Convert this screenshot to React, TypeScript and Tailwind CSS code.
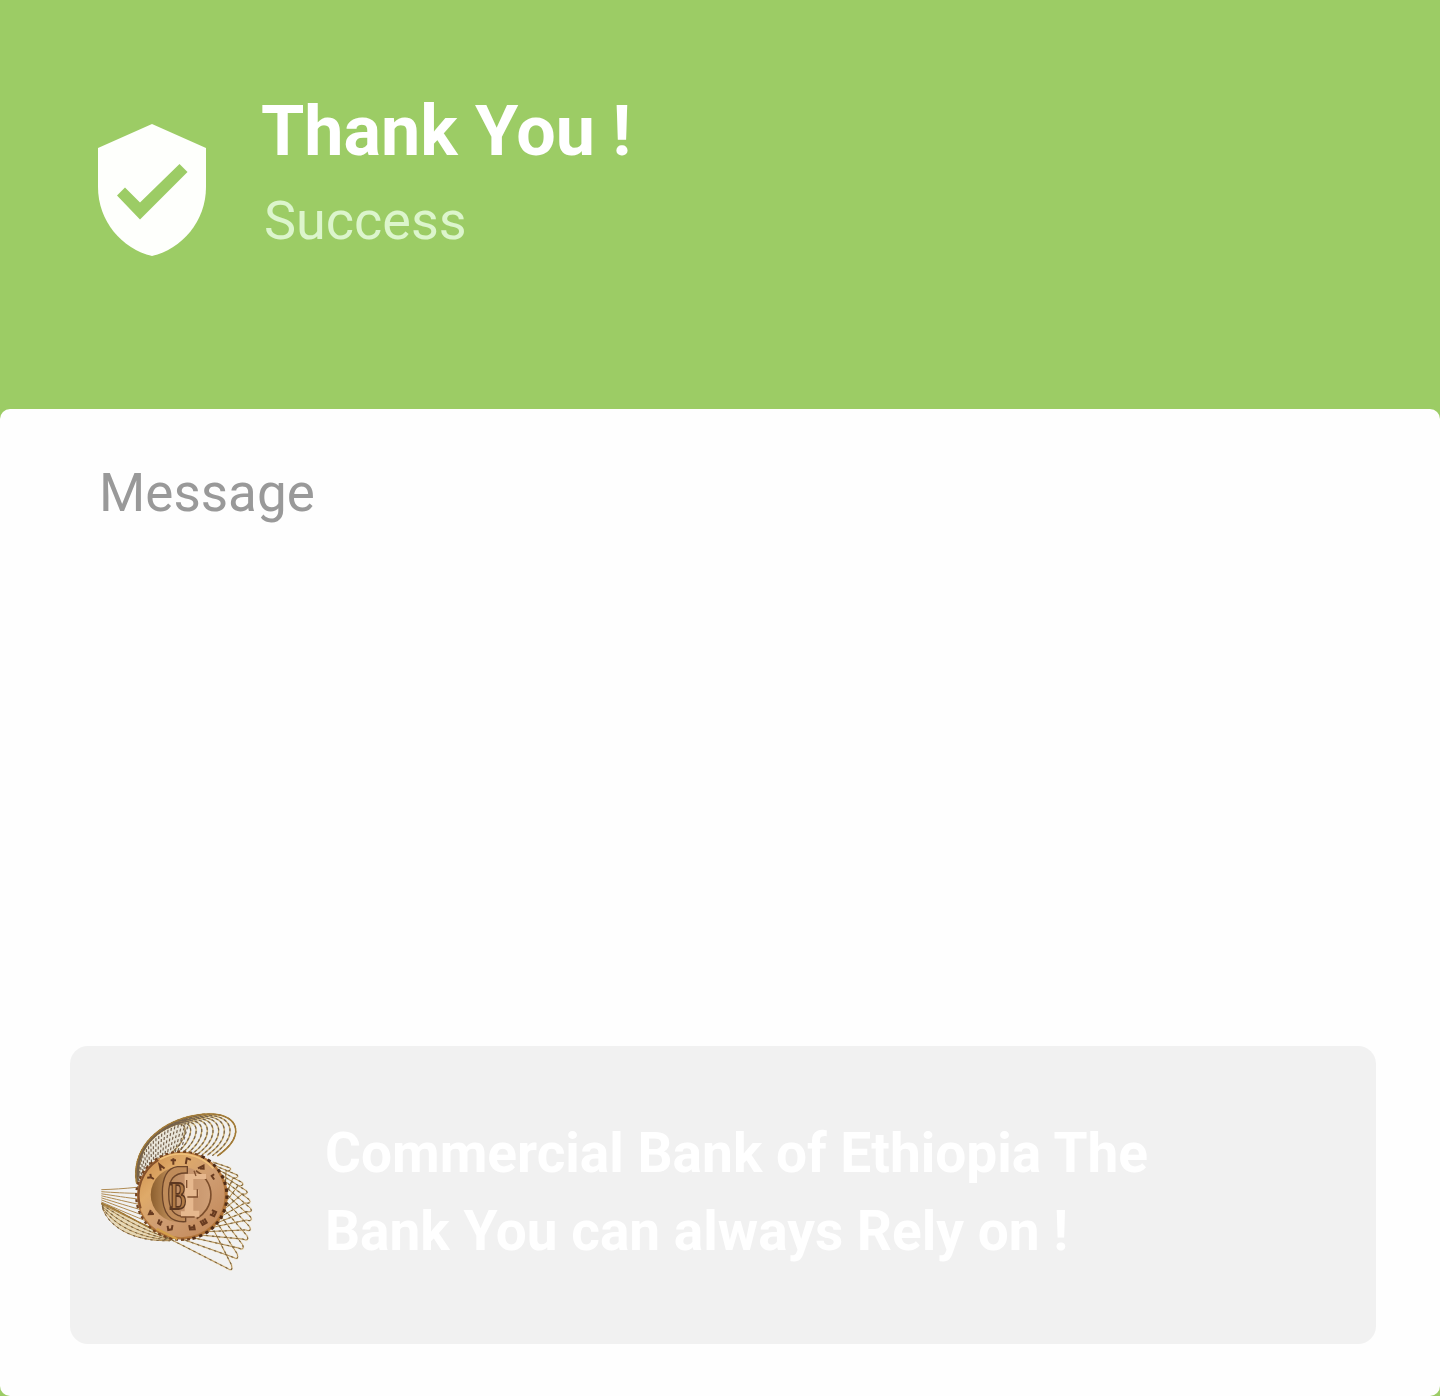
const lerpPath = (a: number[], b: number[], t: number) => {
  const p = a.map((v, i) => (v + (b[i] - v) * t).toFixed(1));
  let d = `M${p[0]} ${p[1]}`;
  for (let i = 2; i < p.length; i += 6) d += `C${p.slice(i, i + 6).join(" ")}`;
  return d;
};

const fan = (a: number[], b: number[], n: number) =>
  Array.from({ length: n }, (_, i) => lerpPath(a, b, i / (n - 1)));

const bezier = (a: number, b: number, c: number, d: number, t: number) =>
  (1 - t) ** 3 * a + 3 * (1 - t) ** 2 * t * b + 3 * (1 - t) * t * t * c + t ** 3 * d;

const crest = fan(
  [140, 250, 118, 120, 250, 40, 365, 42, 450, 46, 465, 110, 382, 168],
  [146, 225, 145, 140, 200, 92, 262, 72, 300, 66, 290, 120, 245, 158],
  10,
);

/* Short strands between the crest's outer edge and the top of the coin. */
const crestHatch = Array.from({ length: 24 }, (_, i) => {
  const t = 0.06 + i * 0.033;
  const x = bezier(140, 118, 250, 365, t);
  const y = bezier(250, 120, 40, 42, t);
  const a = Math.PI + 0.15 + i * 0.06;
  return `M${x.toFixed(1)} ${y.toFixed(1)}L${(277 + 134 * Math.cos(a)).toFixed(1)} ${(287 + 132 * Math.sin(a)).toFixed(1)}`;
});

const leftRays = fan(
  [34, 269, 70, 268, 100, 266, 140, 262],
  [34, 312, 80, 335, 130, 360, 200, 390],
  8,
);
const leftRim = fan(
  [34, 310, 80, 325, 150, 375, 250, 416],
  [38, 325, 55, 375, 120, 425, 240, 422],
  5,
);

/* Each wire loop leaves the coin, turns round its tip and comes back. */
const loops = [
  [230, 412, 428, 514, 372, 392],
  [270, 415, 446, 479, 384, 372],
  [305, 412, 463, 450, 392, 348],
  [330, 405, 477, 422, 400, 325],
  [350, 395, 485, 393, 404, 300],
  [368, 382, 488, 362, 406, 280],
  [382, 368, 488, 335, 404, 258],
  [392, 350, 484, 308, 400, 240],
  [400, 330, 475, 280, 394, 224],
  [406, 308, 462, 254, 386, 210],
  [408, 285, 446, 230, 378, 198],
  [406, 262, 424, 208, 368, 186],
].map(([ax, ay, tx, ty, bx, by]) => {
  const mx = tx - (tx - 277) * 0.05;
  const my = ty - (ty - 287) * 0.05;
  return `M${ax} ${ay}L${mx - 9} ${my + 2}Q${tx + 2} ${ty + 4} ${mx + 4} ${my - 8}L${bx} ${by}`;
});

const marks = [
  { x: 183, y: 232, r: -60, d: "M-7 -9L0 0L8 -7M0 0V10" },
  { x: 213, y: 201, r: -30, d: "M-6 9L0 -9L7 9M-3 0H4" },
  { x: 250, y: 184, r: 0, d: "M0 -9V10M-8 -3H8" },
  { x: 294, y: 183, r: 10, d: "M-5 -10V10M-5 -8L8 -5" },
  { x: 334, y: 202, r: 30, d: "M-7 8L3 -8L8 0L-2 5" },
  { x: 368, y: 232, r: 55, d: "M-8 0H8M-5 -9V3" },
  { x: 370, y: 340, r: 115, d: "M-7 8V-6H7V8M-7 1H7" },
  { x: 341, y: 366, r: 150, d: "M-7 8V-6H7V8M0 -6V8" },
  { x: 306, y: 382, r: 170, d: "M-7 7V-7L7 -5V8M-5 0H5" },
  { x: 240, y: 383, r: 190, d: "M-6 9V-4L4 -8L8 4" },
  { x: 209, y: 368, r: 215, d: "M-8 -4H3L6 8M-3 -4V8" },
  { x: 183, y: 339, r: 240, d: "M-7 6L0 -7L8 4M0 -7V6" },
];

function CoinLogo() {
  return (
    <svg viewBox="0 0 525 540" className="h-[180px] w-[175px] shrink-0 blur-[0.4px]" fill="none" aria-label="Commercial Bank of Ethiopia">
      <defs>
        <linearGradient id="coin" x1="0" y1="0" x2="1" y2="1">
          <stop offset="0" stopColor="#c98a48" />
          <stop offset=".3" stopColor="#dfaa69" />
          <stop offset=".55" stopColor="#cf9d72" />
          <stop offset="1" stopColor="#c08555" />
        </linearGradient>
        <linearGradient id="inner" x1="0" y1="0" x2="1" y2="0">
          <stop offset="0" stopColor="#8c5f2e" />
          <stop offset=".3" stopColor="#b98955" />
          <stop offset=".5" stopColor="#c39068" />
          <stop offset="1" stopColor="#d0a077" />
        </linearGradient>
      </defs>
      <path d="M140 250C118 120 250 40 365 42L290 90L262 158L160 215Z" fill="#e0d6bc" opacity=".45" />
      <path d="M34 310C80 325 150 375 250 412L240 424C120 425 55 375 34 310Z" fill="#dfc88f" opacity=".6" />
      <g stroke="#ecdfba" strokeWidth="7" opacity=".5">
        {[...crest, ...loops].map((d, i) => <path key={i} d={d} />)}
      </g>
      <g stroke="#af8a52" strokeWidth="3">
        {[...leftRays, ...leftRim, ...loops].map((d, i) => <path key={i} d={d} />)}
      </g>
      <g stroke="#c0a060" strokeWidth="3.4">
        {crest.map((d, i) => <path key={i} d={d} />)}
      </g>
      <g stroke="#75624c" strokeWidth="3.6" strokeDasharray="9 7">
        {[...crest, ...crestHatch].map((d, i) => <path key={i} d={d} />)}
      </g>
      <g stroke="#7b6440" strokeWidth="3.2" strokeDasharray="7 11">
        {[...loops, ...leftRim].map((d, i) => <path key={i} d={d} />)}
      </g>
      <g stroke="#a27a36" strokeWidth="4">
        <path d={crest[0]} />
        <path d={leftRim[0]} />
      </g>
      <ellipse cx="277" cy="287" rx="136" ry="132" fill="#b3763b" />
      <path d="M335 169A136 132 0 0 1 300 417" stroke="#4f2b15" strokeWidth="9" strokeDasharray="10 11" />
      <path d="M300 417A136 132 0 1 1 335 169" stroke="#744420" strokeWidth="7" strokeDasharray="9 9" />
      <ellipse cx="274" cy="285" rx="130" ry="127" fill="url(#coin)" />
      <path d="M152 325A130 127 0 0 1 205 180" stroke="#85502a" strokeWidth="6" />
      <path d="M210 178A130 127 0 0 1 370 205" stroke="#f0c27a" strokeWidth="5" />
      <path d="M200 386L262 418" stroke="#d4a04a" strokeWidth="7" />
      <ellipse cx="272" cy="284" rx="90" ry="84" fill="url(#inner)" />
      <path d="M318 212A90 84 0 0 1 320 356" stroke="#7c4e2c" strokeWidth="5" />
      <path d="M292 200H262C228 205 217 236 217 280C217 340 240 368 287 365V350C252 350 236 330 236 281C236 240 250 217 292 219Z" fill="#c08c5a" stroke="#6d4529" strokeWidth="4" />
      <path d="M284 222H348V237H310V270H326V289H310V332H328V350H273V334H284Z" fill="#e6b88e" />
      <path d="M272 351H314M290 240V264M292 291H322V268M312 212L318 228" stroke="#80502f" strokeWidth="4" />
      <text x="239" y="326" fontFamily="Liberation Serif" fontWeight="bold" fontSize="118" textLength="49" lengthAdjust="spacingAndGlyphs" fill="#b07a45" stroke="#5b3720" strokeWidth="5.500">B</text>
      <g stroke="#683b20" strokeWidth="6">
        {marks.map((m, i) => <path key={i} d={m.d} transform={`translate(${m.x} ${m.y}) rotate(${m.r})`} />)}
      </g>
    </svg>
  );
}

function ShieldCheck() {
  return (
    <svg viewBox="0 0 110 134" className="mt-[123px] h-[134px] w-[110px] shrink-0">
      <path d="M55 1L109 25V64C109 98 85 126 55 133C25 126 1 98 1 64V25Z" fill="#fefffc" />
      <path d="M20 72.5L28 64.5L43 79.5L82.500 41L90.500 49L43 96.500Z" fill="#9ccc65" />
    </svg>
  );
}

export default function App() {
  return (
    <main className="flex h-[1396px] w-[1440px] flex-col overflow-hidden bg-[#9ccc65] font-['Roboto',sans-serif]">
      <header className="flex h-[409px] shrink-0 pl-[97px]">
        <ShieldCheck />
        <div className="ml-[54px] pt-[90px]">
          <h1 className="text-[70px] leading-[82px] font-bold whitespace-nowrap text-white">Thank You !</h1>
          <p className="mt-[17px] pl-[3px] text-[54px] leading-[64px] text-[#dcf5cc]">Success</p>
        </div>
      </header>
      <section className="flex flex-1 flex-col justify-between rounded-[10px] bg-[#fefefe] pt-[52px] pr-[64px] pb-[52px] pl-[70px]">
        <p className="pl-[29px] text-[53px] leading-[64px] text-[#999999]">Message</p>
        <div className="flex h-[298px] rounded-[18px] bg-[#f1f1f1] pt-[54px] pl-[20px]">
          <CoinLogo />
          <p className="ml-[60px] pt-[14px] text-[55px] leading-[78px] font-bold whitespace-nowrap text-white">
            Commercial Bank of Ethiopia The
            <br />
            Bank You can always Rely on !
          </p>
        </div>
      </section>
    </main>
  );
}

GIVEN PROBLEM: Without the pictures, please reproduce each line of the listing above exactly, from the first one through the line bearing "lerpPath(a, b, i / (n - 1)));".

CORRECT OUTPUT:
Convert this screenshot to React, TypeScript and Tailwind CSS code.
const lerpPath = (a: number[], b: number[], t: number) => {
  const p = a.map((v, i) => (v + (b[i] - v) * t).toFixed(1));
  let d = `M${p[0]} ${p[1]}`;
  for (let i = 2; i < p.length; i += 6) d += `C${p.slice(i, i + 6).join(" ")}`;
  return d;
};

const fan = (a: number[], b: number[], n: number) =>
  Array.from({ length: n }, (_, i) => lerpPath(a, b, i / (n - 1)));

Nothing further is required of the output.